Michigan drivers should know that the development of autonomous vehicles has been a bumpy one, even resulting in fatalities. In May 2016, the driver of a Tesla vehicle on Autopilot collided with a truck and died. In March 2018, a pedestrian in Arizona was fatally struck by a self-driving Uber vehicle, forcing Uber to shut down self-driving operations in that state. However, it has since restarted its testing program on public roads in the city of Pittsburgh.
A report from the Rand Corporation has found that automakers and the developers of autonomous vehicle tech are neglecting safety in their rush to introduce self-driving cars. It states that these vehicles must be tested for millions and even billions of miles before they can be deemed reliable in preventing crashes.

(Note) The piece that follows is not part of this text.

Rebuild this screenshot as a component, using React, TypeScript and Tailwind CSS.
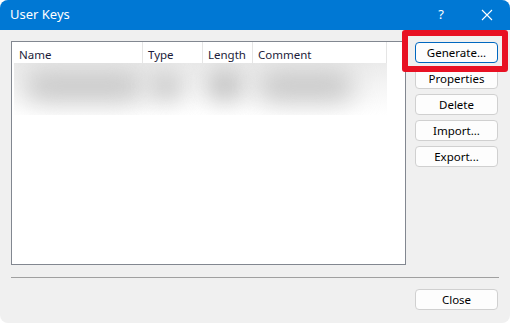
import React from "react";

const columns = [
  { label: "Name", width: 129 },
  { label: "Type", width: 60 },
  { label: "Length", width: 50 },
  { label: "Comment", width: 134 },
];

const buttons = ["Generate...", "Properties", "Delete", "Import...", "Export..."];

function DialogButton({ label, primary }: { label: string; primary?: boolean }) {
  return (
    <button
      className={
        "w-[83px] h-[21px] rounded-[4px] bg-[#fdfdfd] text-[11.5px] leading-none text-black border " +
        (primary ? "border-[#0067c0]" : "border-[#d0d0d0]")
      }
    >
      {label}
    </button>
  );
}

export default function App() {
  return (
    <div
      className="relative w-[510px] h-[323px] bg-white overflow-hidden"
      style={{ fontFamily: '"Noto Sans", "Liberation Sans", sans-serif' }}
    >
      <div className="flex flex-col w-full h-full rounded-[8px] overflow-hidden bg-[#f0f0f0]">
        {/* title bar */}
        <div className="h-[30px] bg-[#0078d4] flex items-center text-white shrink-0">
          <span className="pl-[10px] text-[13px]">User Keys</span>
          <span className="ml-auto mr-[37px] text-[13px]">?</span>
          <svg width="12" height="12" viewBox="0 0 12 12" className="mr-[17px]">
            <path d="M1 1 L11 11 M11 1 L1 11" stroke="white" strokeWidth="1.1" />
          </svg>
        </div>

        {/* body */}
        <div className="flex pt-[11px] pl-[11px]">
          <div className="w-[395px] h-[224px] border border-[#828790] bg-white">
            <div className="flex h-[21px] ml-[2px]">
              {columns.map((c) => (
                <div
                  key={c.label}
                  className="h-full border-r border-[#e5e5e5] text-[11.5px] leading-[16px] text-[#1c1c3a] flex items-end pl-[5px]"
                  style={{ width: c.width }}
                >
                  {c.label}
                </div>
              ))}
            </div>
            {/* blurred row */}
            <div className="relative ml-[2px] w-[373px] h-[52px] bg-gradient-to-b from-[#ebebeb] via-[#f6f6f6] to-white overflow-hidden">
              <div className="absolute left-[10px] top-[8px] w-[120px] h-[30px] rounded-full bg-[#c6c6c6] blur-[13px]" />
              <div className="absolute left-[134px] top-[8px] w-[36px] h-[30px] rounded-full bg-[#cccccc] blur-[11px]" />
              <div className="absolute left-[192px] top-[6px] w-[38px] h-[32px] rounded-full bg-[#c4c4c4] blur-[11px]" />
              <div className="absolute left-[243px] top-[8px] w-[97px] h-[30px] rounded-full bg-[#c6c6c6] blur-[13px]" />
            </div>
          </div>
          <div className="flex flex-col gap-[5px] pt-[1px] ml-[9px]">
            {buttons.map((b, i) => (
              <DialogButton key={b} label={b} primary={i === 0} />
            ))}
          </div>
        </div>

        <div className="mx-[11px] mt-[12px] h-px bg-[#a0a0a0]" />

        <div className="flex justify-end pr-[12px] mt-[11px]">
          <DialogButton label="Close" />
        </div>
      </div>

      {/* highlight */}
      <div className="absolute left-[402px] top-[30px] w-[106px] h-[42px] border-[6px] border-[#e81123] rounded-[3px]" />
    </div>
  );
}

Of all the makers of autonomous vehicle tech, Waymo's vehicles have put in the most miles, having been tested for 10 million miles in the real world and 7 billion miles on virtual roads. However, the report says this is still insufficient. The testing must be rigorous and cover every variable. Nvidia has announced a simulation platform called Drive Constellation that may meet the standard set by Rand. It will allow developers to test the effect of variables like weather, road conditions, traffic flow and the angle of the sun.
Victims of car accidents may find out that the other vehicle was self-driving. This will complicate the way that liability is determined, which is why victims who intend to file a personal injury claim may want to consult with a lawyer. The victim may file a claim against the driver or against the automaker depending on the situation. In either case, a lawyer may be of assistance during negotiations. If successful, victims might be reimbursed for medical expenses and other losses.